«Se il tuo fratello ha qualcosa contro di te, va’ e riconciliati con lui»

VI Domenica del Tempo Ordinario (Anno A)

Sir 15,15-20; Sal 118; 1 Cor 2,6-10; Mt 5,17-37


Mi piacerebbe vedere nella celebrazione eucaristica una scena come quella narrata nel vangelo di Matteo: «Se dunque presenti la tua offerta sull’altare e lì ti ricordi che tuo fratello ha qualche cosa contro di te, lascia lì il tuo dono davanti all’altare e va’ prima a riconciliarti con il tuo fratello e poi torna ad offrire il tuo dono» (Mt 5, 23 – 24).

Se poi, tale riconciliazione avviene prima della celebrazione, lontano dallo sguardo dei fedeli, bene ugualmente.

Credo, però, che tale gesto sia difficile da compiere, così come impegnative, se non impossibili, sembrano tutte le indicazioni offerte da Gesù in questa pagina evangelica.

Del resto, non meno difficili da vivere erano i dieci comandamenti dati da Dio a Mosè.

Ma allora, Gesù, il nuovo Mosè secondo la lettura di Matteo, aggiunge ulteriori difficoltà invece di offrire un giogo leggero da portare?
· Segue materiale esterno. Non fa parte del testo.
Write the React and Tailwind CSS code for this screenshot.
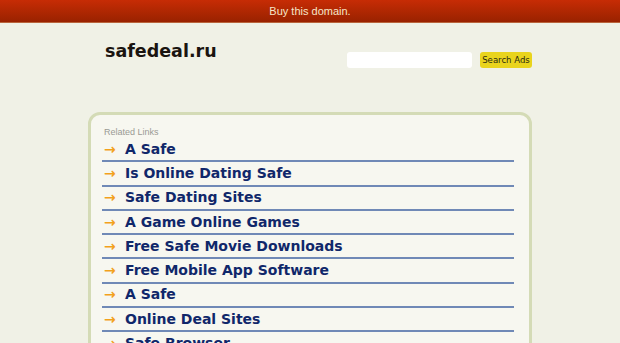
const links = [
  "A Safe",
  "Is Online Dating Safe",
  "Safe Dating Sites",
  "A Game Online Games",
  "Free Safe Movie Downloads",
  "Free Mobile App Software",
  "A Safe",
  "Online Deal Sites",
  "Safe Browser",
];

function App() {
  return (
    <div className="bg-[#f0f1e6] overflow-hidden h-[343px]">
      <div className="h-[23px] bg-gradient-to-b from-[#c72c05] to-[#992200] border-b border-[#b9653c] flex items-center justify-center">
        <span className="text-[11px] text-[#f6e6c8] font-['Liberation_Sans',sans-serif]">
          Buy this domain.
        </span>
      </div>

      <div className="w-[444px] mx-auto">
        <div className="flex items-start justify-between pl-[17px] pt-[16px] h-[89px]">
          <div className="text-[17.5px] font-bold text-[#1a1410] font-['DejaVu_Sans',sans-serif] leading-[24px]">
            safedeal.ru
          </div>
          <div className="flex items-center gap-[8px] mt-[13px]">
            <div className="w-[125px] h-[16px] bg-white rounded-[3px]"></div>
            <div className="w-[52px] h-[16px] bg-[#e9d41d] rounded-[3px] flex items-center justify-center text-[9.5px] text-[#2a2a10] font-['DejaVu_Sans_Condensed','DejaVu_Sans',sans-serif]">
              Search Ads
            </div>
          </div>
        </div>

        <div className="border-[3px] border-[#d4dbb6] rounded-[12px] bg-[#f7f7f0] pl-[11px] pr-[15px] pt-[11px] h-[260px]">
          <div className="text-[9px] text-[#9a9a94] pl-[2px] font-['Liberation_Sans',sans-serif] leading-[12px]">
            Related Links
          </div>
          {links.map((l, i) => (
            <div
              key={i}
              className="h-[24.3px] border-b-2 border-[#7089b6] flex items-center font-['DejaVu_Sans',sans-serif] font-bold"
            >
              <span className="w-[23px] pl-[2px] text-[#f2a11c] text-[14px]">→</span>
              <span className="text-[14px] text-[#10276a]">{l}</span>
            </div>
          ))}
        </div>
      </div>
    </div>
  );
}

export default App;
Aggrava le spalle dell’umanità con pesi impossibili?

Penso di no.

L’intenzione di Gesù è quella di invitare l’uomo ad aprirsi ad una pienezza di sensibilità umana e spirituale. Nel rapporto con Dio è certamente importante osservare la Legge. Ma quello non è lo scopo ultimo, è solo un mezzo per custodire e far crescere quel rapporto.

Del resto, nel legame con una persona ci sono sì delle regole di rispetto e di educazione da osservare, ma quelle regole non sono lo scopo e il senso di un rapporto reciproco.
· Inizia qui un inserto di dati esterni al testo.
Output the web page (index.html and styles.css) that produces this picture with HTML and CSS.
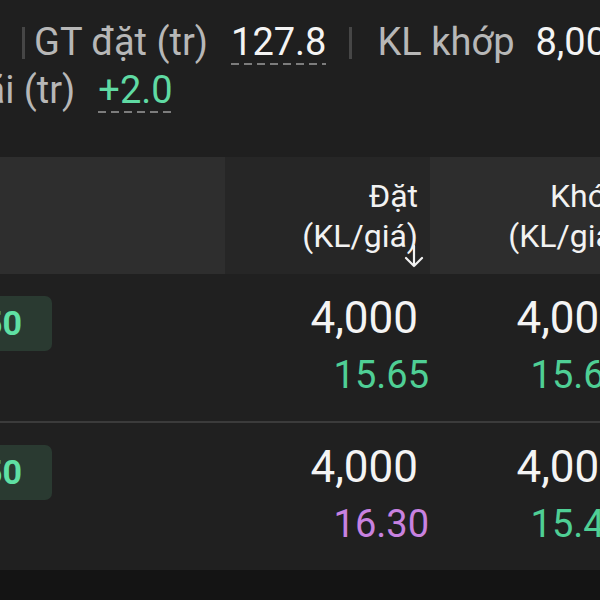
FILE: index.html
```html
<!DOCTYPE html>
<html lang="vi">
<head>
<meta charset="utf-8">
<title>Lệnh</title>
<link rel="stylesheet" href="styles.css">
</head>
<body>
<div class="page">
  <section class="summary">
    <div class="line line-1">
      <span class="sep"></span>
      <span class="pair">
        <span class="label">GT đặt (tr)</span>
        <span class="value dashed">127.8</span>
      </span>
      <span class="sep sep-mid"></span>
      <span class="pair pair-kl">
        <span class="label">KL khớp</span>
        <span class="value">8,000</span>
      </span>
    </div>
    <div class="line line-2">
      <span class="pair">
        <span class="label">Lãi (tr)</span>
        <span class="value up dashed">+2.0</span>
      </span>
    </div>
  </section>

  <section class="table">
    <div class="row head">
      <div class="cell c1"></div>
      <div class="cell c2 sorted">
        <span class="h-line">Đặt</span>
        <span class="h-line">(KL/giá)</span>
        <svg class="sort-arrow" width="22" height="24" viewBox="0 0 22 24" aria-hidden="true">
          <path d="M10 1 V21 M2 13 L10 21 L18 13" fill="none" stroke="#f2f2f2" stroke-width="2.2" stroke-linecap="round" stroke-linejoin="round"/>
        </svg>
      </div>
      <div class="cell c3">
        <span class="h-line">Khớp</span>
        <span class="h-line">(KL/giá)</span>
      </div>
    </div>

    <div class="row body-row">
      <div class="cell c1"><span class="badge">15.50</span></div>
      <div class="cell c2 num">
        <span class="qty">4,000</span>
        <span class="price up p2">15.65</span>
      </div>
      <div class="cell c3 num">
        <span class="qty">4,000</span>
        <span class="price up p3">15.65</span>
      </div>
    </div>
    <div class="divider"></div>
    <div class="row body-row">
      <div class="cell c1"><span class="badge">16.50</span></div>
      <div class="cell c2 num">
        <span class="qty">4,000</span>
        <span class="price ceil p2">16.30</span>
      </div>
      <div class="cell c3 num">
        <span class="qty">4,000</span>
        <span class="price up p3">15.45</span>
      </div>
    </div>
  </section>
  <div class="footer"></div>
</div>
</body>
</html>
```

FILE: styles.css
```css
* { box-sizing: border-box; }

html, body {
  margin: 0;
  padding: 0;
  background: #141414;
  overflow: hidden;
}

body {
  width: 600px;
  height: 600px;
  font-family: Roboto, "Noto Sans", "Liberation Sans", sans-serif;
  color: #f2f2f2;
}

.page {
  width: 600px;
  height: 600px;
  overflow: hidden;
  display: flex;
  flex-direction: column;
}

/* ---------- summary ---------- */
.summary {
  height: 157px;
  background: #1f1f1f;
  padding-top: 18px;
  flex: none;
  white-space: nowrap;
}

.line {
  display: flex;
  align-items: center;
  height: 48px;
  font-size: 38px;
  line-height: 48px;
}

.line > * { flex: none; }

.line-1 { padding-left: 22px; }
.line-2 { margin-left: -36px; }

.pair {
  display: inline-flex;
  align-items: center;
  gap: 23px;
}

.pair-kl { gap: 21px; }

.label { color: #b7b7b7; }
.value { color: #f4f4f4; }
.value.up { color: #5fdaa3; }

.dashed {
  background-image: repeating-linear-gradient(to right, #7c7c7c 0 8px, transparent 8px 13px);
  background-size: 100% 2px;
  background-repeat: no-repeat;
  background-position: 0 45px;
}

.sep {
  display: inline-block;
  width: 3px;
  height: 32px;
  background: #464646;
  margin-right: 9px;
  margin-top: 2px;
}

.sep-mid {
  margin-left: 23px;
  margin-right: 25px;
}

/* ---------- table ---------- */
.table {
  width: 636px;
  flex: none;
  background: #202020;
}

.row {
  display: grid;
  grid-template-columns: 225px 205px 206px;
}

.head {
  height: 117px;
  font-size: 32px;
  line-height: 40px;
}

.head .cell {
  display: flex;
  flex-direction: column;
  align-items: flex-end;
  justify-content: center;
  padding-right: 12px;
  background: #2d2d2d;
}

.head .c1 { background: #2e2e2e; }
.head .c2 { background: #262626; position: relative; }
.head .c3 { background: #2d2d2d; }

.h-line { color: #f2f2f2; white-space: nowrap; }

.sort-arrow {
  position: absolute;
  left: 179px;
  top: 88px;
}

.body-row {
  height: 147px;
  background: #202020;
}

.body-row .c1 {
  padding-top: 22px;
}

.badge {
  display: inline-block;
  height: 55px;
  line-height: 55px;
  margin-left: -80px;
  padding: 0 30px 0 14px;
  border-radius: 7px;
  background: #2a3a31;
  color: #5fe0a4;
  font-size: 34px;
  font-weight: 700;
}

.num {
  display: flex;
  flex-direction: column;
  align-items: flex-end;
  padding-right: 12px;
  padding-top: 18px;
  white-space: nowrap;
}

.qty {
  font-size: 44px;
  line-height: 52px;
  color: #f4f4f4;
}

.price {
  font-size: 38px;
  line-height: 62px;
}

.price.p2 { margin-right: -11px; }
.price.p3 { margin-right: -2px; }

.price.up { color: #4fcf95; }
.price.ceil { color: #c882e0; }

.divider {
  height: 2px;
  background: #3b3b3b;
}

.footer {
  flex: 1;
  background: #141414;
}
```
‘Compiere la Legge’ – per usare un’espressione di Gesù – significa non limitarsi al minimo.

Le parole esigenti del Maestro sono un invito a non fermarsi alla superficie, ai comportamenti esteriori, ma ad essere più attenti alle intenzioni profonde, agli atteggiamenti interiori che ci abitano.

Nel cuore dell’uomo, un po’ alla volta, possono crescere le intenzioni cattive che poi diventano gesti dalle conseguenze estreme.

Si può non arrivare ad uccidere l’altro, ma i modi per ‘farlo fuori’ sono molti: escluderlo dalla propria vita, ignorarlo, calunniarlo ingiustamente.

Per ogni esempio portato da Gesù, l’intento è sempre quello di andare alla radice, sorvegliare sulle intenzioni che nascono e crescono in noi.

Per stare nel cammino proposto dal vangelo è necessaria la sincerità: con noi stessi, con gli altri, con Dio. Sincerità che è figlia di un linguaggio limpido che è ‘si’ o ‘no’.

In quella sincerità c’è la direzione del cammino da percorre non da soli, ma con l’aiuto dello Spirito, che come scrive san Paolo conosce e scruta non solo il nostro cuore e ogni cosa, ma «anche le profondità di Dio» (1 Cor 2,10).